Their intentionally loosely connected exploits include a hilarious scene where the three, who have not eaten in days, visit a village and crash a funeral in hopes of getting a meal, but they are discovered when Baek-hwa gets plastered and begins to sing and dance, much to the chagrin of the actual mourners who turn violent as they are there to grieve. In another scene, Baek-hwa leaves the group to work in a brothel but becomes violent when the johns start to assume that she is there for a sexual tryst. The three seem always out of their element and become a sad reminder of a 197os South Korea which was full of post-war homelessness and run by a harsh government that was rapidly trying to build an infrastructure but in the process is also leaving many who cannot move with the pace behind. Baek-hwa, Jeong, and Young-dal are hopelessly out of synch with the real world, so as the narrative moves forward, the film goes from comedy to heartbreaking melancholy as you begin to see their time together coming to an end as there is no place for them. Director Lee gets wonderful performances from our leads, especially Suk Mun, who played Baek-hwa and starred in the director’s last three films. Suk’s performance is beautifully textured as she creates the emotional framework for a young woman who can be alternately hysterically gleeful as she is vengeful while eminently real and vulnerable.
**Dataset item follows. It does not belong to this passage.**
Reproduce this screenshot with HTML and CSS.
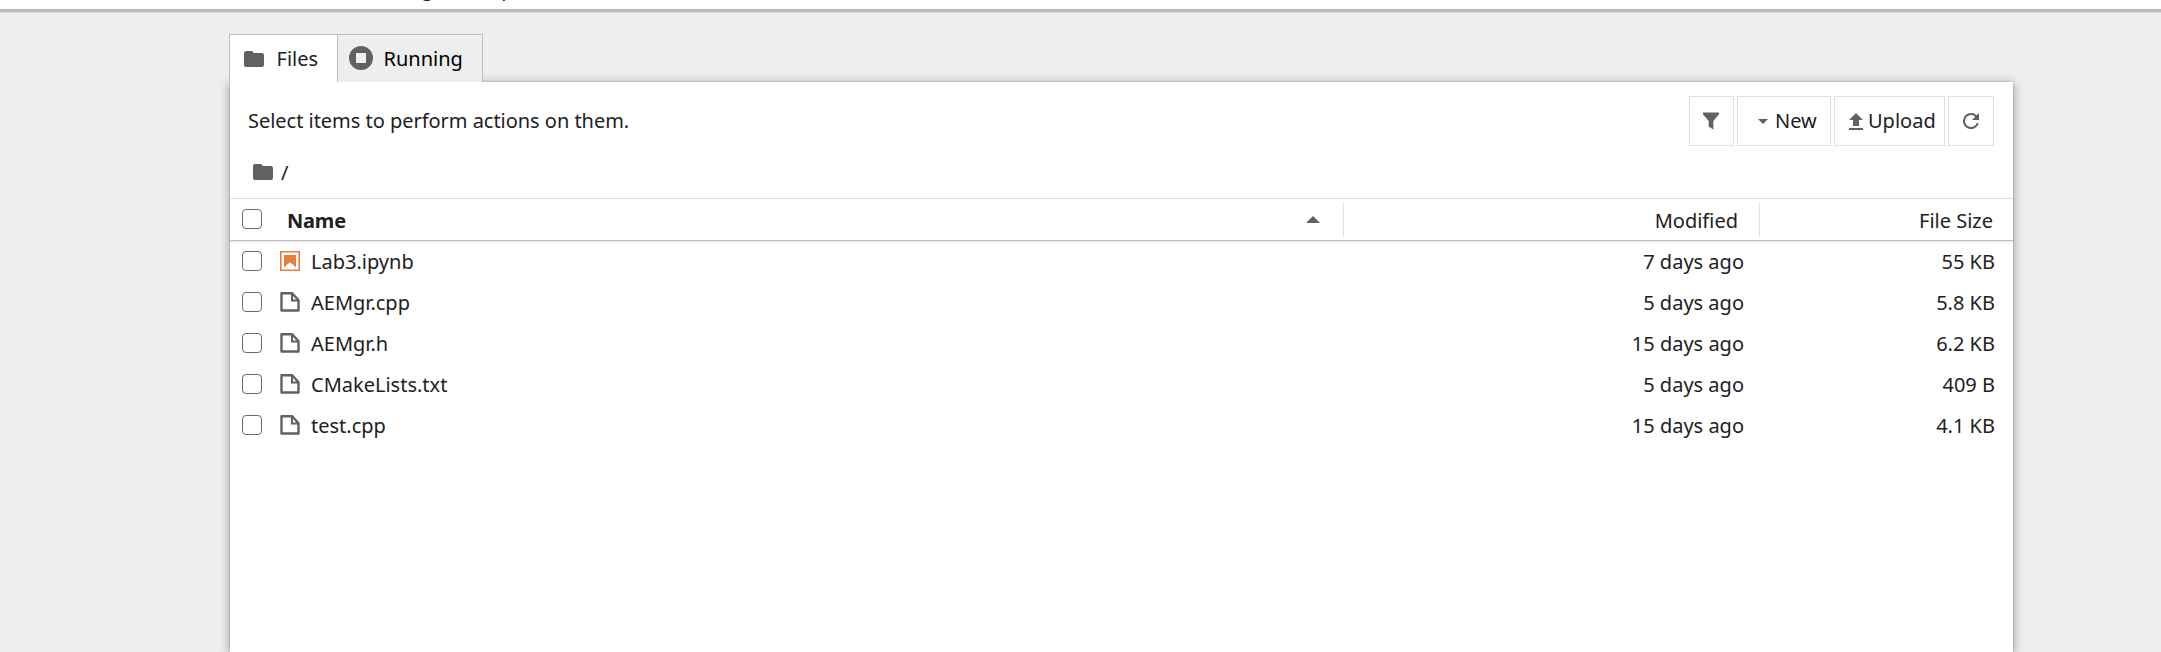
FILE: index.html
```html
<!DOCTYPE html>
<html lang="en">
<head>
<meta charset="utf-8">
<title>Files</title>
<link rel="stylesheet" href="styles.css">
</head>
<body>
<svg class="defs" width="0" height="0">
  <symbol id="folder" viewBox="0 0 20 16"><path d="M2 0h6l2 2h8a2 2 0 0 1 2 2v10a2 2 0 0 1-2 2H2a2 2 0 0 1-2-2V2a2 2 0 0 1 2-2z"/></symbol>
  <symbol id="file" viewBox="0 0 20 20"><path fill="none" stroke="currentColor" stroke-width="2.4" stroke-linejoin="round" d="M1.5 1.3h10.7l6.3 6.9v10.3h-17z"/><path fill="none" stroke="currentColor" stroke-width="2" d="M12 1.5v6.9h6.5"/></symbol>
</svg>
<header class="menubar"><span>Settings</span><span>Help</span></header>
<main class="main">
  <nav class="tabs">
    <div class="tab tab-current"><svg class="folder"><use href="#folder"/></svg><span>Files</span></div>
    <div class="tab tab-running"><svg class="stop" viewBox="0 0 24 24"><path fill-rule="evenodd" d="M12 0a12 12 0 1 1 0 24 12 12 0 0 1 0-24zM7 7v10h10V7z"/></svg><span>Running</span></div>
  </nav>
  <section class="panel">
    <div class="toolbar">
      <span class="hint">Select items to perform actions on them.</span>
      <div class="buttons">
        <button class="btn btn-filter"><svg width="16" height="18" viewBox="0 0 17 18"><path d="M0 0h17v1.8L11 9v9l-5-3.2V9L0 1.8z"/></svg></button>
        <button class="btn btn-new"><svg width="10" height="5" viewBox="0 0 10 5"><path d="M0 0h10L5 5z"/></svg><span>New</span></button>
        <button class="btn btn-upload"><svg width="14" height="17" viewBox="0 0 14 17"><path d="M7 0l7 7h-4v6H4V7H0zM0 15h14v2H0z"/></svg><span>Upload</span></button>
        <button class="btn btn-refresh"><svg width="16" height="16" viewBox="4 4 16 16"><path d="M17.65 6.35A7.96 7.96 0 0 0 12 4a8 8 0 1 0 7.73 10h-2.08A6 6 0 1 1 12 6c1.66 0 3.14.69 4.22 1.78L13 11h7V4z"/></svg></button>
      </div>
    </div>
    <div class="crumbs"><svg class="folder"><use href="#folder"/></svg><span>/</span></div>
    <div class="row head">
      <div class="cell name"><i class="check"></i><b>Name</b><svg class="sort" width="14" height="7" viewBox="0 0 14 7"><path d="M0 7h14L7 0z"/></svg></div>
      <div class="cell modified">Modified</div>
      <div class="cell size">File Size</div>
    </div>
    <div class="list">
      <div class="row"><div class="cell name"><i class="check"></i><svg class="icon notebook" viewBox="0 0 20 20"><path fill-rule="evenodd" d="M0 0h20v20H0zM1.6 1.6v16.8h16.8V1.6z"/><path d="M4 4h12v12.2l-6-5-6 5z"/></svg><span>Lab3.ipynb</span></div><div class="cell modified">7 days ago</div><div class="cell size">55 KB</div></div>
      <div class="row"><div class="cell name"><i class="check"></i><svg class="icon"><use href="#file"/></svg><span>AEMgr.cpp</span></div><div class="cell modified">5 days ago</div><div class="cell size">5.8 KB</div></div>
      <div class="row"><div class="cell name"><i class="check"></i><svg class="icon"><use href="#file"/></svg><span>AEMgr.h</span></div><div class="cell modified">15 days ago</div><div class="cell size">6.2 KB</div></div>
      <div class="row"><div class="cell name"><i class="check"></i><svg class="icon"><use href="#file"/></svg><span>CMakeLists.txt</span></div><div class="cell modified">5 days ago</div><div class="cell size">409 B</div></div>
      <div class="row"><div class="cell name"><i class="check"></i><svg class="icon"><use href="#file"/></svg><span>test.cpp</span></div><div class="cell modified">15 days ago</div><div class="cell size">4.1 KB</div></div>
    </div>
  </section>
</main>
</body>
</html>
```
FILE: styles.css
```css
* { box-sizing: border-box; }
body {
  margin: 0;
  height: 652px;
  overflow: hidden;
  display: flex;
  flex-direction: column;
  background: #eee;
  color: #212121;
  font: 20px/28px "Noto Sans", sans-serif;
}
svg { display: block; flex: none; fill: #616161; color: #616161; }
.defs { position: absolute; }
.menubar {
  flex: none;
  height: 12px;
  background: #fff;
  border-bottom: 3px solid #a5a5a5;
  border-image: linear-gradient(#bdbdbd 33%, #999 34%, #999 66%, #bbb 67%) 3;
  box-shadow: 0 1px 1px rgba(0,0,0,.06);
  display: flex;
  align-items: flex-end;
  gap: 27px;
  padding-left: 367px;
  overflow: hidden;
}
.menubar span { margin-bottom: 6px; }
.main { flex: 1; display: flex; flex-direction: column; padding: 22px 148px 0 229px; }
.tabs { flex: none; display: flex; height: 48px; position: relative; z-index: 1; }
.tab {
  display: flex;
  align-items: center;
  border: 1px solid #bdbdbd;
  border-bottom: 0;
  color: #000;
}
.tab-current { width: 109px; background: #fff; color: #212121; padding-left: 14px; gap: 12.5px; }
.tab-running { width: 146px; margin-left: -1px; background: #eee; padding-left: 11px; gap: 10.5px; }
.folder { width: 20px; height: 16px; }
.stop { width: 24px; height: 24px; margin-top: -1px; }
.panel {
  flex: 1;
  margin-left: 1px;
  background: #fff;
  box-shadow: 0 0 2px rgba(0,0,0,.24), 0 2px 10px 1px rgba(0,0,0,.3);
}
.toolbar { display: flex; justify-content: space-between; padding: 14px 19px 0 18px; }
.hint { padding-top: 11px; letter-spacing: -0.03px; }
.buttons { display: flex; gap: 3px; }
.btn {
  height: 50px;
  padding: 0;
  background: #fff;
  border: 1px solid #e0e0e0;
  color: #212121;
  font: inherit;
  display: flex;
  align-items: center;
}
.btn-filter { width: 45px; padding-left: 13px; }
.btn-new { width: 94px; padding-left: 20px; gap: 7px; }
.btn-upload { width: 111px; padding-left: 14px; gap: 5px; }
.btn-refresh { width: 46px; padding-left: 14px; }
.crumbs { display: flex; align-items: center; gap: 8px; height: 52px; padding-left: 23px; }
.crumbs span { padding-top: 2px; }
.row { display: flex; height: 41px; align-items: stretch; }
.cell { display: flex; align-items: center; }
.name { width: 1114px; padding-left: 12px; }
.modified { width: 416px; justify-content: flex-end; padding-right: 16px; }
.size { width: 253px; justify-content: flex-end; padding-right: 18px; }
.check { flex: none; width: 20px; height: 20px; margin-top: -1px; border: 1px solid #6b6b6b; border-radius: 4px; background: #fff; }
.icon { width: 20px; height: 20px; margin: -1px 11px 0 18px; }
.notebook { fill: #e67e3c; }
.head { height: 43px; border-top: 1px solid #e0e0e0; border-bottom: 1px solid #bdbdbd; box-shadow: 0 1px 2px rgba(0,0,0,.12); padding: 3px 0; }
.head b { margin-left: 25px; padding-top: 2px; letter-spacing: -0.2px; }
.head .check { margin-top: -2px; }
.head .name { border-right: 1px solid #e0e0e0; padding-right: 23px; }
.head .sort { margin-left: auto; }
.head .modified { border-right: 1px solid #e0e0e0; padding-right: 21px; padding-top: 2px; }
.head .size { padding-right: 20px; padding-top: 2px; }
```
The Road To Sampo Complete Film w English Subs
In 2015, Suk Mun returned to acting in Jong-Teol Baek’s award-winning film, The Beauty Inside after a forty year absence during which time she only starred in one film post Lee Man-hee’s passing. As for director Lee, his entire body of work was screened at the 2005 Pusan International Film Festival that occurred on the thirtieth anniversary of his passing. That festival sparked a national resurgence of his catalog. and an long-overdue appreciation for a director who took his moment of government produced strife in 1965 and turned it into an daring collection of work.